Le 10 septembre, Bethann Hardison, ex-top model, directrice d'agence de mannequins et fondactrice de la Diversity Coalition a signé une lettre ouverte adressée aux fédérations de mode d'Angleterre, de France, d'Italie et des États-Unis. Avec Naomi Campbell et Iman Amulbajid, elles se présentent comme porte-parole pour dénoncer l'absence évidente de diversité dans les défilés. Les coupables ? Marc Jacobs, Oscar de la Renta, Jil Sanders, Balanciaga, Chanel, Louis Vuitton, Hermès et la liste est longue. En somme, les plus grandes maisons du monde entier.

Ne faire défiler que « des mannequins blancs est incompatible avec les caractéristique d'une société moderne », estiment les trois femmes, « peu importe les intentions, c'est du racisme ». Lors d'une interview accordé au quotidien francais Le Monde, Bethan Hardison poursuit son analyse et se désole : « Aujourd'hui, lorsqu'on regarde les défilés, on ne voit qu'un type de beauté, très occidentalisé, très limité géographiquement. C'est dommage de se priver de la richesse du monde. »

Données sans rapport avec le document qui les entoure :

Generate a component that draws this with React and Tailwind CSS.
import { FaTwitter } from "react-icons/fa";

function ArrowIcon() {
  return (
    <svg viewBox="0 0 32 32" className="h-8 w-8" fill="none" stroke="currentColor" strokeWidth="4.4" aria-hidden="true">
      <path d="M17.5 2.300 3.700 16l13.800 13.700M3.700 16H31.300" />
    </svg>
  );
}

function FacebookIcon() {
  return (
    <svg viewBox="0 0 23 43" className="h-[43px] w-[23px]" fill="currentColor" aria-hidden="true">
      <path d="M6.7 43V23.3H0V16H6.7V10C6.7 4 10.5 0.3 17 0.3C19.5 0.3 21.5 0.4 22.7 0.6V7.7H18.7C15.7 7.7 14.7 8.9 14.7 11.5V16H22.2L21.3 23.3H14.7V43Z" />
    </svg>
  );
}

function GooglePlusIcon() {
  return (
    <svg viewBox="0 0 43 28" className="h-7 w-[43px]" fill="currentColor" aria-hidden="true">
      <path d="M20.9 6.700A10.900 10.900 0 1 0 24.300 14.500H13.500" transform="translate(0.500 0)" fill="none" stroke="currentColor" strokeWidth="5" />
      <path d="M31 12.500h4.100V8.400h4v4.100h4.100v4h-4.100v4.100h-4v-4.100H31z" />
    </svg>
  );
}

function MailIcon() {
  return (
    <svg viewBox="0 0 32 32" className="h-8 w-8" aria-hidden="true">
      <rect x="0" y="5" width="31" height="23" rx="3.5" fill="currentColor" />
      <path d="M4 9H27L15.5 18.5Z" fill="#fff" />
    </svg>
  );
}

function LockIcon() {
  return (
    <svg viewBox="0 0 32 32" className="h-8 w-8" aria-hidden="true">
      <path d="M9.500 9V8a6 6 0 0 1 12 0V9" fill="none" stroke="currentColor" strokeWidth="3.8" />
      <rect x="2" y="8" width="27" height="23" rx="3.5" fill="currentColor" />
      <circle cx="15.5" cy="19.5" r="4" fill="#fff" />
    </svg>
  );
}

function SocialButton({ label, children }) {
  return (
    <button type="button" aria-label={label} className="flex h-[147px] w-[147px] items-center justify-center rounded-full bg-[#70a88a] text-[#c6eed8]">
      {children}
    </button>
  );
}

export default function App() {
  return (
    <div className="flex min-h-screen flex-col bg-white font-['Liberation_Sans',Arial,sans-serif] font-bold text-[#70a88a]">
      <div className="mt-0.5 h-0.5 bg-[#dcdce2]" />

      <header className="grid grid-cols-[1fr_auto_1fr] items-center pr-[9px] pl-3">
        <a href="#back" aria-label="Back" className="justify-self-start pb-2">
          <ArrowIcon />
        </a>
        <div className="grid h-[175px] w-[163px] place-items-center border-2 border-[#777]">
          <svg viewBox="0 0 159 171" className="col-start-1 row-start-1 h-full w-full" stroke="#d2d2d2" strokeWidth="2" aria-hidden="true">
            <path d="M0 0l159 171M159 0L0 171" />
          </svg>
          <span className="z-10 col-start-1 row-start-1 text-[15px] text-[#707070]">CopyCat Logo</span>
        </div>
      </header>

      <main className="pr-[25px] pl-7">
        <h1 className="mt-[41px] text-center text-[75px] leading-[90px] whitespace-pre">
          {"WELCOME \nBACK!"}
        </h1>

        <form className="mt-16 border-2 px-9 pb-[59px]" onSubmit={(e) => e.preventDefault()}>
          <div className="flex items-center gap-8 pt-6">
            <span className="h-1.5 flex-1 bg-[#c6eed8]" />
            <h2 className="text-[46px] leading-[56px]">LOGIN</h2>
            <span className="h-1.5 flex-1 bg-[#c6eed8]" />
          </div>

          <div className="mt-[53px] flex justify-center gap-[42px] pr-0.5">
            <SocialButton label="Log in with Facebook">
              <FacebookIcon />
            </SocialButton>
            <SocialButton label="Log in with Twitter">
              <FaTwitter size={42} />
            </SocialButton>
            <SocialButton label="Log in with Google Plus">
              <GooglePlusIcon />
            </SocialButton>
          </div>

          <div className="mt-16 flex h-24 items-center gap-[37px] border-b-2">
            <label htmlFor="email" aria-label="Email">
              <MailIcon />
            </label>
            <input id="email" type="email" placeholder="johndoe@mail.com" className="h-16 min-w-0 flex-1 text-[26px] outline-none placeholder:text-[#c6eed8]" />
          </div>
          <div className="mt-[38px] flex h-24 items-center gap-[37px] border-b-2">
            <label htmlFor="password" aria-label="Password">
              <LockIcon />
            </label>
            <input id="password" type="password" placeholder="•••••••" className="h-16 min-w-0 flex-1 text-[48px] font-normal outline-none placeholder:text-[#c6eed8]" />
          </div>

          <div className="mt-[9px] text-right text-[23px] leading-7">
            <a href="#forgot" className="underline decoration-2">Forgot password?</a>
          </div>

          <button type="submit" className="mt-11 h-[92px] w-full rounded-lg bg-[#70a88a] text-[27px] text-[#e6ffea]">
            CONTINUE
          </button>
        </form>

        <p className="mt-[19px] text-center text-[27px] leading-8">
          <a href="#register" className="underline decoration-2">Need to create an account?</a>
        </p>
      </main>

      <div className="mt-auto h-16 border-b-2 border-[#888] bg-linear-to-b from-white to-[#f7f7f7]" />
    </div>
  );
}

Quelques chiffres : le site américain Jezebel a reporté les tendances des Fashion Weeks new-yorkaises de ces cinq dernières années. En moyenne, les mannequins caucasiens défilent à 82,6%, les blacks sont 7,9%, les Asiatiques représentés à 7,4% (chiffre en nette progression), tandis que les beautés latinos stagnent sous la barre des 2% .

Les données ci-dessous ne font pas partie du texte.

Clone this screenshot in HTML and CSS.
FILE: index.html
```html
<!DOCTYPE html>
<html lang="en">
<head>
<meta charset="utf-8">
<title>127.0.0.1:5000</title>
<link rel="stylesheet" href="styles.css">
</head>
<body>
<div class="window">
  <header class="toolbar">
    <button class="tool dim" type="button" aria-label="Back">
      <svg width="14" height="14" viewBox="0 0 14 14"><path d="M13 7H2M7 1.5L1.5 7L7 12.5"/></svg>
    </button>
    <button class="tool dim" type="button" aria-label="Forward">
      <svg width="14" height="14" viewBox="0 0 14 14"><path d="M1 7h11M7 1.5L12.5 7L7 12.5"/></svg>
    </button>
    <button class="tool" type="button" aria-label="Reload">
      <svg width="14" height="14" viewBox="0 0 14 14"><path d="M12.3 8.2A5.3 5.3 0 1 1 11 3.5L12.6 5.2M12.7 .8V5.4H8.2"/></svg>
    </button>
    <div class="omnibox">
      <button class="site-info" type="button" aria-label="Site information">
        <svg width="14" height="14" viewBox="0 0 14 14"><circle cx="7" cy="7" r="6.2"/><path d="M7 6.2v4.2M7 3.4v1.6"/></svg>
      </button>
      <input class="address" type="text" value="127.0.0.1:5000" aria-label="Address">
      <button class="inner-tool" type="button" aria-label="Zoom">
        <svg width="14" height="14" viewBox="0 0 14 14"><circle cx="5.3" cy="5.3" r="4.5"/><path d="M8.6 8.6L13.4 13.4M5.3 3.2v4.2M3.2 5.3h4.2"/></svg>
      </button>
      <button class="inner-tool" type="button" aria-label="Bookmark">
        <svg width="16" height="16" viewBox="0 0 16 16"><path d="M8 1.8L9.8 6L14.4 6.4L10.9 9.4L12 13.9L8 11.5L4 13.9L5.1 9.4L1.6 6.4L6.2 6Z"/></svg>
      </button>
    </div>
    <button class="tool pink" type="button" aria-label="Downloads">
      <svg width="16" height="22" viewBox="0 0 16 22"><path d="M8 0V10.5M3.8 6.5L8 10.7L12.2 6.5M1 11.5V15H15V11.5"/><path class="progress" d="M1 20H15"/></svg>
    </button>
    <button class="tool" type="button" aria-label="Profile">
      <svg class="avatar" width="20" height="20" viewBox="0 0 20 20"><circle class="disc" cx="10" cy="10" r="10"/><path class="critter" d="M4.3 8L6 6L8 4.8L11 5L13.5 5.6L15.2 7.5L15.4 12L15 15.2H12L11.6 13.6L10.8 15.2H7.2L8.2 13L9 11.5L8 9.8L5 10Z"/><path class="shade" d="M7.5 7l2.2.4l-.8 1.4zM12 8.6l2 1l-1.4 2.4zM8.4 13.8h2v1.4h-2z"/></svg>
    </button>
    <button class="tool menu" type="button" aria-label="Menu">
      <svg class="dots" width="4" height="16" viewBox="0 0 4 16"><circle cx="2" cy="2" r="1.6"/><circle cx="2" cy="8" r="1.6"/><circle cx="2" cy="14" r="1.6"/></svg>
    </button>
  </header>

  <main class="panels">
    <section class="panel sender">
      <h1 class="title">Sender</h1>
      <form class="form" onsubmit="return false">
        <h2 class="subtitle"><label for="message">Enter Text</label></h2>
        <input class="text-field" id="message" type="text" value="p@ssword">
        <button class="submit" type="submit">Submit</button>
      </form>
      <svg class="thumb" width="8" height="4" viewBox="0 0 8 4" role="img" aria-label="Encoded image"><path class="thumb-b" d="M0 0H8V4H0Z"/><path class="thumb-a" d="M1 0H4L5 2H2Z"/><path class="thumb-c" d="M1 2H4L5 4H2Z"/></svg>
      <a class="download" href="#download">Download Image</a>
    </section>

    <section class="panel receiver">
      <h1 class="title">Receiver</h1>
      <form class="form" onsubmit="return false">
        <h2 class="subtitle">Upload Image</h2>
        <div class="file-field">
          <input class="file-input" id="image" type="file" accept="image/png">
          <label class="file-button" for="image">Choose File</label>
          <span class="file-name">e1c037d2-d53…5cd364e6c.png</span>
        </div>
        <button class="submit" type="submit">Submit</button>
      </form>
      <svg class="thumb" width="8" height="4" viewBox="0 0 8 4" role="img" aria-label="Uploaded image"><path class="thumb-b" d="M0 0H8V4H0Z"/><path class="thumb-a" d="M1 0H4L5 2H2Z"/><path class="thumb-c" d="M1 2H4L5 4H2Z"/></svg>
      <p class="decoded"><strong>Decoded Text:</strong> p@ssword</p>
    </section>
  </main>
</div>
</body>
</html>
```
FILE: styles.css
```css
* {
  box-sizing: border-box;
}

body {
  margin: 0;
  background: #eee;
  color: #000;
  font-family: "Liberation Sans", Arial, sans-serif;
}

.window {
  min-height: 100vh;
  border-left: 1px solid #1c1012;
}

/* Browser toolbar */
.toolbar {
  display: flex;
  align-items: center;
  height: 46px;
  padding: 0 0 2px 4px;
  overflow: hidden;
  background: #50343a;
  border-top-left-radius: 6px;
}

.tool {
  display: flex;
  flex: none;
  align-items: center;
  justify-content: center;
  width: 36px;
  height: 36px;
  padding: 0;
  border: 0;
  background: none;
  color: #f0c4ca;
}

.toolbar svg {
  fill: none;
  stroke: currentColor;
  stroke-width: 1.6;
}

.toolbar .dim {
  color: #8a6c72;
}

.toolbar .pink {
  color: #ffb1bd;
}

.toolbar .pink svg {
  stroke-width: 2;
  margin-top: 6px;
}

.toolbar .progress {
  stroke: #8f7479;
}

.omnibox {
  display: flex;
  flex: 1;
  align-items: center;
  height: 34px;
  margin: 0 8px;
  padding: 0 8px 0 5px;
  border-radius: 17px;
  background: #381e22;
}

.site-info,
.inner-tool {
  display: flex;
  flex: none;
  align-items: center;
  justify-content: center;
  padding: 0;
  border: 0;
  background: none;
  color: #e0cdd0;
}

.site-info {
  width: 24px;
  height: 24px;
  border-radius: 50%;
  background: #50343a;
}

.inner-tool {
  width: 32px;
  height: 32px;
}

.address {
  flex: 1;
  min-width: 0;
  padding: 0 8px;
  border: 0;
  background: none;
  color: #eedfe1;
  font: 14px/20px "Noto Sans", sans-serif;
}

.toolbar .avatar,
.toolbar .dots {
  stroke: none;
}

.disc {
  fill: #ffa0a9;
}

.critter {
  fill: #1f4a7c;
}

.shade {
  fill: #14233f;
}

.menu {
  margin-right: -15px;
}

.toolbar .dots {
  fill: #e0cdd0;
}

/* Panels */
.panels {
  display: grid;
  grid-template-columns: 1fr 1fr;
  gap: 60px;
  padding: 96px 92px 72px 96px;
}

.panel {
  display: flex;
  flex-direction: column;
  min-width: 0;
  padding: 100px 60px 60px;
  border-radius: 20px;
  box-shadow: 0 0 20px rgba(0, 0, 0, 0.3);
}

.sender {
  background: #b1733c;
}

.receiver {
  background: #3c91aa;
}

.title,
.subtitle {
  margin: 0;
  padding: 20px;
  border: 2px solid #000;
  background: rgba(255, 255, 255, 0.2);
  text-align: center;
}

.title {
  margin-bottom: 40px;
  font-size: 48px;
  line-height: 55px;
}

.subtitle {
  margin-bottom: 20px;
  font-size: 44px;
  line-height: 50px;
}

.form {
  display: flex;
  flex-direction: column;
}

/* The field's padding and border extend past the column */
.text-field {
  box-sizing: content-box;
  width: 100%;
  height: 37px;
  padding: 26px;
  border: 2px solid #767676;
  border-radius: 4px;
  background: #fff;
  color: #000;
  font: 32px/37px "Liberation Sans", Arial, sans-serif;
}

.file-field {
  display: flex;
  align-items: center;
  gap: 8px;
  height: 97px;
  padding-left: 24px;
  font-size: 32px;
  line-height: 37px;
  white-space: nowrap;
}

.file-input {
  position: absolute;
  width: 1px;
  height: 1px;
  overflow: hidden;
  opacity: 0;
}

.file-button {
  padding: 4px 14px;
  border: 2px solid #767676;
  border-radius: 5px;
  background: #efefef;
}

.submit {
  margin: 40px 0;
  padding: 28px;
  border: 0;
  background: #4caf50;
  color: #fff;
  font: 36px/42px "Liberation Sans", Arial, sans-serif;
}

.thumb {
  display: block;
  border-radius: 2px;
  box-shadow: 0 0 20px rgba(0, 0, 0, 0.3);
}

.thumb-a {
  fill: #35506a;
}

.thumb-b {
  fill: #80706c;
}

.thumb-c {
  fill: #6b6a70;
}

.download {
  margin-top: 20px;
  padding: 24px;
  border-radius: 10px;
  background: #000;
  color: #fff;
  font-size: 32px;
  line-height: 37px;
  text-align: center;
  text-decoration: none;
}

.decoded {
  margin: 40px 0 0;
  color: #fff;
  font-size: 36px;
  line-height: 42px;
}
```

Didier Grumbach, le président de la Chambre syndicale de Paris, interprète l'accusation à contresens et se défend mollement auprès de l'AFP : « Nous avons 100 défilés de 22 nationalités différentes. Je ne vois vraiment pas comment on pourrait être taxé de racisme », déclare-t-il avant de poursuivre en évoquant des périodes où « les plus beaux mannequins étaient noirs [...] Il y a des périodes où on est plus européens. » Si l'Hexagone ne se sent visiblement pas concerné par la polémique, les États-Unis se disent prêts à réagir. Ainsi, le président du Council of Fashion Designers of America (CFDA), Steven Kolb, et sa collègue Diane Von Furstenberg souhaitent s'entretenir avec Bethann Hardison pour discuter du problème. Les deux personnalités assurent également avoir envoyé des courriers aux membres du CFDA pour encourager la diversité. En attendant des résultats visibles, Iman Amulbajid appelle purement et simplement au boycott des créateurs qui refusent encore de puiser dans la diversité.

Anorexie, racisme, misogynie, maltraitance des animaux, luxure, exploitation humaine... la haute-couture, qui décidement fait plus parler d'elle pour ses frasques que pour sa fonction artistique, accumule les scandales au nom de l'esthétisme. On se souvient d'un numéro du magazine de référence Vogue paru en 2010, et suivi par d'autres médias, qui mettait en scène des mannequins blancs maquillés de noir. Un exemple parmi d'autres qui laisse perplexe. Pourquoi mettre en scène le continent africain sans le faire participer ? La mode, qui se veut pourtant avant-gardiste, a encore d'immenses progrès à faire en matière d'éthique.